Thursday, May 16, 2024

Children Are Starving in Africa - May 8 2024

 

Children Are Starving in Africa

May 8 2024


I’ve learned to eat slowly.


But growing up

around the table

3 teenage boys

would hoover, gulp, scarf.

While our mother grazed

and our father ate responsibly,

as you’d expect of a well-regulated man

who did nothing to excess.

The dog, of course, lurked between our legs;

more vulture than wolf

she’d go begging for hand-outs

lunging at scraps.


Since then, I’ve grown up.

Learned that no one is hovering

to snatch food from my mouth.

The lesson of temperance

has been well-digested by now;

the mission

to civilize the child

can be declared a success.


So I chew slowly.

Between bites

replace the knife and fork.

And for the sake of politeness

don’t finish everything.


Instead of competing

with 2 hungry teens.

Instead of eating for children

starving overseas.

Instead of cleaning my plate,

because in our family

waste was a sin.


It’s true

that in the fullness of time

all men become their father.

The eating responsibly.

The frugality.

The small mannerisms

and identical laugh.

Even looking in the mirror

the resemblance is obvious.


The well regulated man

who leaves a little on his plate.

And starving children in Africa,

who are still just as hungry

as my mother warned.


It sounds racist today (after all, there are children going hungry everywhere, even here!), and has the patronizing odour of “the white man as saviour” complex, but that’s what mothers said back in the day: clean your plate, because children are starving in Africa. Guilt and shame are always good motivators, even if they don’t make sense.
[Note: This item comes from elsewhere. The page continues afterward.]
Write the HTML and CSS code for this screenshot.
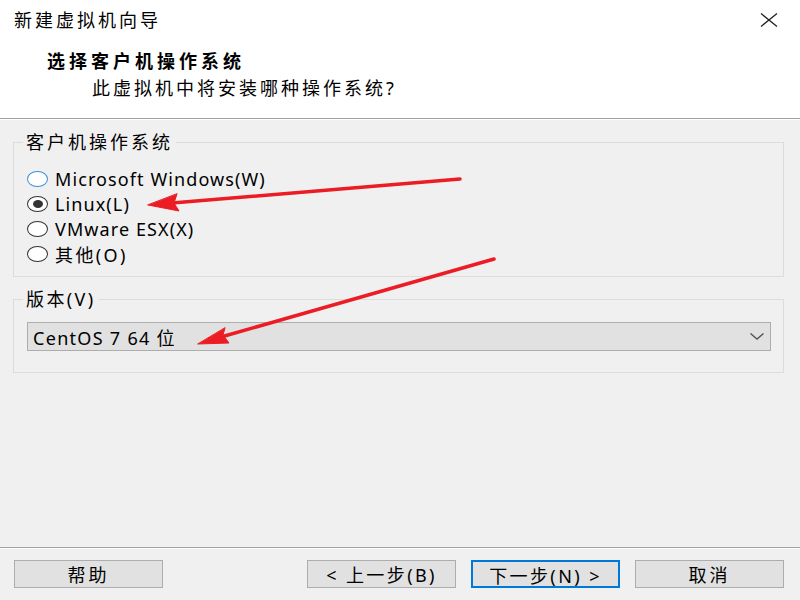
FILE: index.html
```html
<!DOCTYPE html>
<html lang="zh-CN">
<head>
	<meta charset="utf-8">
	<title>新建虚拟机向导</title>
	<link rel="stylesheet" href="styles.css">
</head>
<body>
<div class="wizard">
	<div class="header">
		<div class="titlebar">
			<span class="zh">新建虚拟机向导</span>
			<svg class="close" width="18" height="14" viewBox="0 0 18 14">
				<path d="M1 0.5 L17 13.5 M17 0.5 L1 13.5" stroke="#222" stroke-width="1.3" fill="none"/>
			</svg>
		</div>
		<div class="heading">选择客户机操作系统</div>
		<div class="subheading">此虚拟机中将安装哪种操作系统?</div>
	</div>

	<div class="content">
		<fieldset class="group os-group">
			<legend class="zh">客户机操作系统</legend>
			<div class="radio-row"><span class="radio focus"></span>Microsoft Windows(W)</div>
			<div class="radio-row"><span class="radio checked"></span>Linux(L)</div>
			<div class="radio-row"><span class="radio"></span>VMware ESX(X)</div>
			<div class="radio-row mixed"><span class="radio"></span>其他(O)</div>
		</fieldset>

		<fieldset class="group version-group">
			<legend class="mixed">版本(V)</legend>
			<div class="select">
				<span>CentOS 7 64 位</span>
				<svg width="14" height="7" viewBox="0 0 14 7">
					<path d="M0.5 0.5 L7 6 L13.5 0.5" stroke="#555" stroke-width="1.4" fill="none"/>
				</svg>
			</div>
		</fieldset>
	</div>

	<div class="footer">
		<button class="button zh">帮助</button>
		<div class="spacer"></div>
		<div class="nav">
			<button class="button mixed">&lt; 上一步(B)</button>
			<button class="button mixed default">下一步(N) &gt;</button>
			<button class="button zh">取消</button>
		</div>
	</div>

	<!-- red annotation arrows drawn over the dialog -->
	<svg class="arrows" width="800" height="600" viewBox="0 0 800 600">
		<g fill="#ec1c24" stroke="#ec1c24" stroke-linecap="round">
			<line x1="460" y1="179" x2="172" y2="203" stroke-width="3.5"/>
			<polygon points="148,205 179,211 174,203 177,194" stroke-width="1" stroke-linejoin="round"/>
			<line x1="494" y1="259" x2="221" y2="337" stroke-width="3.5"/>
			<polygon points="198,344 229,343 223,335 225,328" stroke-width="1" stroke-linejoin="round"/>
		</g>
	</svg>
</div>
</body>
</html>
```

FILE: styles.css
```css
body {
	margin: 0;
	background: #f0f0f0;
	font-family: "Noto Sans", "Noto Sans CJK SC", sans-serif;
	font-size: 18px;
	color: #000;
}

.wizard {
	position: relative;
	width: 800px;
	height: 600px;
	display: flex;
	flex-direction: column;
	overflow: hidden;
}

.zh {
	letter-spacing: 3px;
}

.mixed {
	letter-spacing: 2.4px;
}

/* white banner */
.header {
	height: 118px;
	background: #fff;
	border-bottom: 1px solid #a0a0a0;
}

.titlebar {
	display: flex;
	justify-content: space-between;
	align-items: center;
	height: 24px;
	line-height: 24px;
	padding: 8px 22px 0 14px;
}

.heading {
	margin: 17px 0 0 47px;
	line-height: 24px;
	font-weight: bold;
	letter-spacing: 4px;
}

.subheading {
	margin: 3px 0 0 92px;
	line-height: 24px;
	letter-spacing: 3px;
}

/* group boxes */
.content {
	flex: 1;
	border-top: 1px solid #fff;
}

.group {
	box-sizing: border-box;
	width: 771px;
	min-inline-size: 0;
	margin: 10px 0 0 13px;
	border: 1px solid #dcdcdc;
	padding: 12px 0 10px 13px;
}

.group legend {
	margin-left: -4px;
	padding: 0 3px;
	line-height: 24px;
}

.version-group {
	padding: 11px 0 21px 13px;
}

.radio-row {
	display: flex;
	align-items: center;
	height: 25px;
	letter-spacing: 1.1px;
}

.radio-row.mixed {
	letter-spacing: 2.4px;
}

.radio {
	box-sizing: border-box;
	width: 21px;
	height: 16px;
	margin-right: 7px;
	border: 1.3px solid #333;
	border-radius: 50%;
	background: #fff;
	display: flex;
	align-items: center;
	justify-content: center;
}

.radio.focus {
	border-color: #3c8fd8;
}

.radio.checked::after {
	content: "";
	width: 10px;
	height: 8px;
	border-radius: 50%;
	background: #333;
}

.select {
	box-sizing: border-box;
	width: 744px;
	height: 29px;
	display: flex;
	align-items: center;
	justify-content: space-between;
	padding: 0 6px 0 5px;
	border: 1px solid #adadad;
	background: #e1e1e1;
	letter-spacing: 1.3px;
}

/* buttons */
.footer {
	box-sizing: border-box;
	height: 53px;
	display: flex;
	align-items: flex-start;
	padding: 12px 16px 0 14px;
	border-top: 1px solid #a0a0a0;
	box-shadow: inset 0 1px #fff;
}

.spacer {
	flex: 1;
}

.nav {
	display: flex;
	gap: 15px;
}

.button {
	box-sizing: border-box;
	width: 149px;
	height: 28px;
	padding: 0;
	border: 1px solid #adadad;
	background: #e1e1e1;
	font: inherit;
	color: #000;
}

.button.default {
	border: 2px solid #0078d7;
}

.arrows {
	position: absolute;
	top: 0;
	left: 0;
	pointer-events: none;
}
```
We do grow up to become our fathers, and I do see him in the mirror as I age. This resemblance allows me to look both back and ahead. Looking back, I have more sympathy with and understanding of him as a whole person and not simply as an authority figure and provider. And looking ahead, I get a glimpse how I will age. Which is not only sobering, but another thing that makes one question the notion of free will: that is, a reminder of the genetic determinism we carry in us from birth. (Not to mention, for the deterministic sticklers, the family culture of example and modelling that also enters into this question of absolute personal agency. Except, of course, that the environment in which one is raised doesn't show up in a mirror!)